== Problem details ==
Copy out all lines with the word "Output" in them.

------------------------

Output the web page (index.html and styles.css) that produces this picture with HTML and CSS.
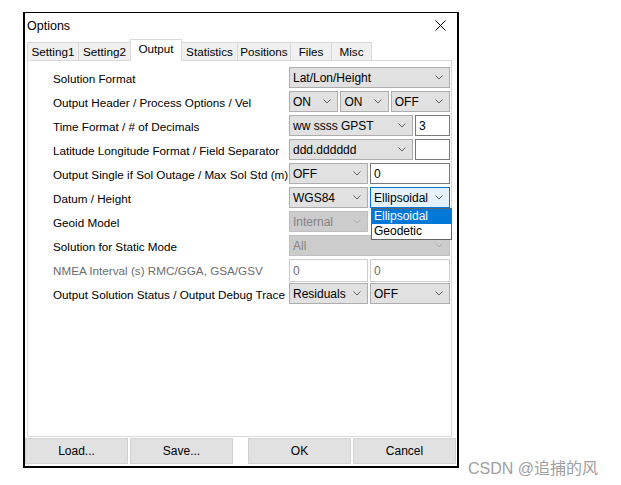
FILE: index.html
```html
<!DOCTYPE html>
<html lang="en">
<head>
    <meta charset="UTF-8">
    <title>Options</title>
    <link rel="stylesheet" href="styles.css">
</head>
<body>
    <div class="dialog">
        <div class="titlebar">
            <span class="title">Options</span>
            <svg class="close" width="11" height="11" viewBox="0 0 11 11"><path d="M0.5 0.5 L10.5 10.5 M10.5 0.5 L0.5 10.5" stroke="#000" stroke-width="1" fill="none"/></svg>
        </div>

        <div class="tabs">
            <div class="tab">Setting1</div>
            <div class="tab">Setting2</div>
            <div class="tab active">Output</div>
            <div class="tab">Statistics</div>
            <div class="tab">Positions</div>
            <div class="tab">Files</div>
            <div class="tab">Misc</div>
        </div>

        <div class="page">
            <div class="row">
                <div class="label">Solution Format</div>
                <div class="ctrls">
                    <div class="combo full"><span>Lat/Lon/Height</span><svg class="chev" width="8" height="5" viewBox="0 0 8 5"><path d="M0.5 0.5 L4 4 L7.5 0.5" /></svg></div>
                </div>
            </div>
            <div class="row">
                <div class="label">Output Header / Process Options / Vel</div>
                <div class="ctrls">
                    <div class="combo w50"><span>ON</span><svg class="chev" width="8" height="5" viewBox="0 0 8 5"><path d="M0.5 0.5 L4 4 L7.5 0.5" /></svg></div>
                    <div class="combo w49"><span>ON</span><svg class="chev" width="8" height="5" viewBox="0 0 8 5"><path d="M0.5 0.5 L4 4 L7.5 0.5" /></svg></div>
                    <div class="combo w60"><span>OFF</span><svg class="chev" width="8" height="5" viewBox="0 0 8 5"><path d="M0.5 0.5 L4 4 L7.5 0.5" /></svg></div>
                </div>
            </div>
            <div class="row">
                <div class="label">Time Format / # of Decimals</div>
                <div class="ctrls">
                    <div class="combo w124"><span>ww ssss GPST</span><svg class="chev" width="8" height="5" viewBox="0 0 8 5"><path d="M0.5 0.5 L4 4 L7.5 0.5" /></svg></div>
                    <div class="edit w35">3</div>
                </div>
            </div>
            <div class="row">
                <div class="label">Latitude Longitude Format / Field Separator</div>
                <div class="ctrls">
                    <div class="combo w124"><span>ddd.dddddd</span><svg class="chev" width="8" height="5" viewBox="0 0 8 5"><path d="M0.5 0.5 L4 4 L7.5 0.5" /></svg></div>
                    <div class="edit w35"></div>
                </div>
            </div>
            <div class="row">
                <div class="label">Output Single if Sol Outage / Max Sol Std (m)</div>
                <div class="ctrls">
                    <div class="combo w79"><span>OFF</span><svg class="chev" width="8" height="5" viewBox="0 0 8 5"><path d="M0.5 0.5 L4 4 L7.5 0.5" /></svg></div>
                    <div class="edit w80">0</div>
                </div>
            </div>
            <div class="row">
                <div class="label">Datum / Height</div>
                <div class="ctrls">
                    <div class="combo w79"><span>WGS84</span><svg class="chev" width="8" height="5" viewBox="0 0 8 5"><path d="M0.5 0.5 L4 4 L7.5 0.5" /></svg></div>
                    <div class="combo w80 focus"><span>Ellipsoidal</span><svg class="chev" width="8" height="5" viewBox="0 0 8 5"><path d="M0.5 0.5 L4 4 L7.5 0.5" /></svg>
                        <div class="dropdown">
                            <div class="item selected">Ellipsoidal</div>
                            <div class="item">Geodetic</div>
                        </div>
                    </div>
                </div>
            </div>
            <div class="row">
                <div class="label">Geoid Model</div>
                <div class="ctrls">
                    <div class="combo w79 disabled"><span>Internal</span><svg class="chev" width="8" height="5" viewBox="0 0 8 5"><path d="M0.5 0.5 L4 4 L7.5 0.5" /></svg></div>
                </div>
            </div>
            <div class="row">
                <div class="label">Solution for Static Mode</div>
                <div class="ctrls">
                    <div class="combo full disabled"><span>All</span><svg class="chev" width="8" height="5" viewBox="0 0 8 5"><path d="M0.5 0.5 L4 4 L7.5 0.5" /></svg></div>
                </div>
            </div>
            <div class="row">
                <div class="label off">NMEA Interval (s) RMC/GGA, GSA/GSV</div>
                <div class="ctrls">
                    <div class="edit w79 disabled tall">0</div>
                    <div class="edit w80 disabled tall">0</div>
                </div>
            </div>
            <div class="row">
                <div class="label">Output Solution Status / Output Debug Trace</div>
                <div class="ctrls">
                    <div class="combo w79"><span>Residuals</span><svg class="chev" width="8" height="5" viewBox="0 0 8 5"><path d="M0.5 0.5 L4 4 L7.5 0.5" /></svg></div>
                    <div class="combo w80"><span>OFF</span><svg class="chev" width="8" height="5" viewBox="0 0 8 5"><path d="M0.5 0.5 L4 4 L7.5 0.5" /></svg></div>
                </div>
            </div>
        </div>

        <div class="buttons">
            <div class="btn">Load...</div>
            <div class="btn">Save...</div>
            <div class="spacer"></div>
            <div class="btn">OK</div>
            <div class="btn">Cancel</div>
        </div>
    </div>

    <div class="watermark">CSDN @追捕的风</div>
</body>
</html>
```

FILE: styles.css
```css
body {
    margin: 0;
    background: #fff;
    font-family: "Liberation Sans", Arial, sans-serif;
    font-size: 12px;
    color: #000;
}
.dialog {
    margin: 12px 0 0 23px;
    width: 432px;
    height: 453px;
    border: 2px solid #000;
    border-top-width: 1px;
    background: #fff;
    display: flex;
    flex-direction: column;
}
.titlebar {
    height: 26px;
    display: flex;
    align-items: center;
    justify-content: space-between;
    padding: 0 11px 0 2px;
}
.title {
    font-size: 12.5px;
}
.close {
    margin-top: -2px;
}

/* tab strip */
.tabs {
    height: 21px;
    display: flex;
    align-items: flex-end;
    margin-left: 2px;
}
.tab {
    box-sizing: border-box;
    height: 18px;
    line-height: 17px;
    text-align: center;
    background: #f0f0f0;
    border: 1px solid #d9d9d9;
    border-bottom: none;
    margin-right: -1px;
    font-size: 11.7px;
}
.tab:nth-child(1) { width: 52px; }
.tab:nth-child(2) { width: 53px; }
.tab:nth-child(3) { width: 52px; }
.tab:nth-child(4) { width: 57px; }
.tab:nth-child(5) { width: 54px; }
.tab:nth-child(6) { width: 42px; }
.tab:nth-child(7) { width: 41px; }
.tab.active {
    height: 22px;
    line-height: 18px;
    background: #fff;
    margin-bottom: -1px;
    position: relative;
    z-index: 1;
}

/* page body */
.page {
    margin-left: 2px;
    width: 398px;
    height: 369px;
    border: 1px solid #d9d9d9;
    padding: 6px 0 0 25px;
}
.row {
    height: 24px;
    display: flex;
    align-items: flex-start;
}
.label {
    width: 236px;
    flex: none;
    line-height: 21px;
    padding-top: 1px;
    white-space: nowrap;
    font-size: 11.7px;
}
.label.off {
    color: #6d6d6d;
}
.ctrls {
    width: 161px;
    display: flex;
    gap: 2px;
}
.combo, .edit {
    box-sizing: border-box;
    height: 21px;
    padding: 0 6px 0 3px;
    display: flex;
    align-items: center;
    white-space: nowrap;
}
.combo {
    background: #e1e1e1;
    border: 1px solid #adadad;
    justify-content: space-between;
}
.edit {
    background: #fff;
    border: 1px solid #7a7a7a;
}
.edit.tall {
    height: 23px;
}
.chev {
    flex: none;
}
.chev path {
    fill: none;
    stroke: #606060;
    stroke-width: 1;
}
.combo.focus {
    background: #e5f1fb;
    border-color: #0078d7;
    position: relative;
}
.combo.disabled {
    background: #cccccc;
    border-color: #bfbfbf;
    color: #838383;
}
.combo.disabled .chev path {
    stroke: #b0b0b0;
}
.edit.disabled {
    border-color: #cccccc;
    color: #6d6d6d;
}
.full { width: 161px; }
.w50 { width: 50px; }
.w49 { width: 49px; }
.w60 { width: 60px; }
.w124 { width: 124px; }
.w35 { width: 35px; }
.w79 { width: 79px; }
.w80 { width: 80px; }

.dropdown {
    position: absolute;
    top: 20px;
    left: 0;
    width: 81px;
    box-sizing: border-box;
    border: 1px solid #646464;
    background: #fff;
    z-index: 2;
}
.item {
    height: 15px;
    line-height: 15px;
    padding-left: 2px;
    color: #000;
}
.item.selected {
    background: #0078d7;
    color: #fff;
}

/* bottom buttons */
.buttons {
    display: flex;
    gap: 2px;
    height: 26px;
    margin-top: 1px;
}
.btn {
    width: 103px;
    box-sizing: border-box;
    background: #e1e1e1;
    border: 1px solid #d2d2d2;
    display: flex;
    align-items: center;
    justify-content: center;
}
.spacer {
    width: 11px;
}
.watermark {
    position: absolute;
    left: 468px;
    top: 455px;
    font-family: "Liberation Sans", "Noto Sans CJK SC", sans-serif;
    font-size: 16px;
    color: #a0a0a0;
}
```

------------------------

== Written answer ==
Output the web page (index.html and styles.css) that produces this picture with HTML and CSS.
            <div class="tab active">Output</div>
                <div class="label">Output Header / Process Options / Vel</div>
                <div class="label">Output Single if Sol Outage / Max Sol Std (m)</div>
                <div class="label">Output Solution Status / Output Debug Trace</div>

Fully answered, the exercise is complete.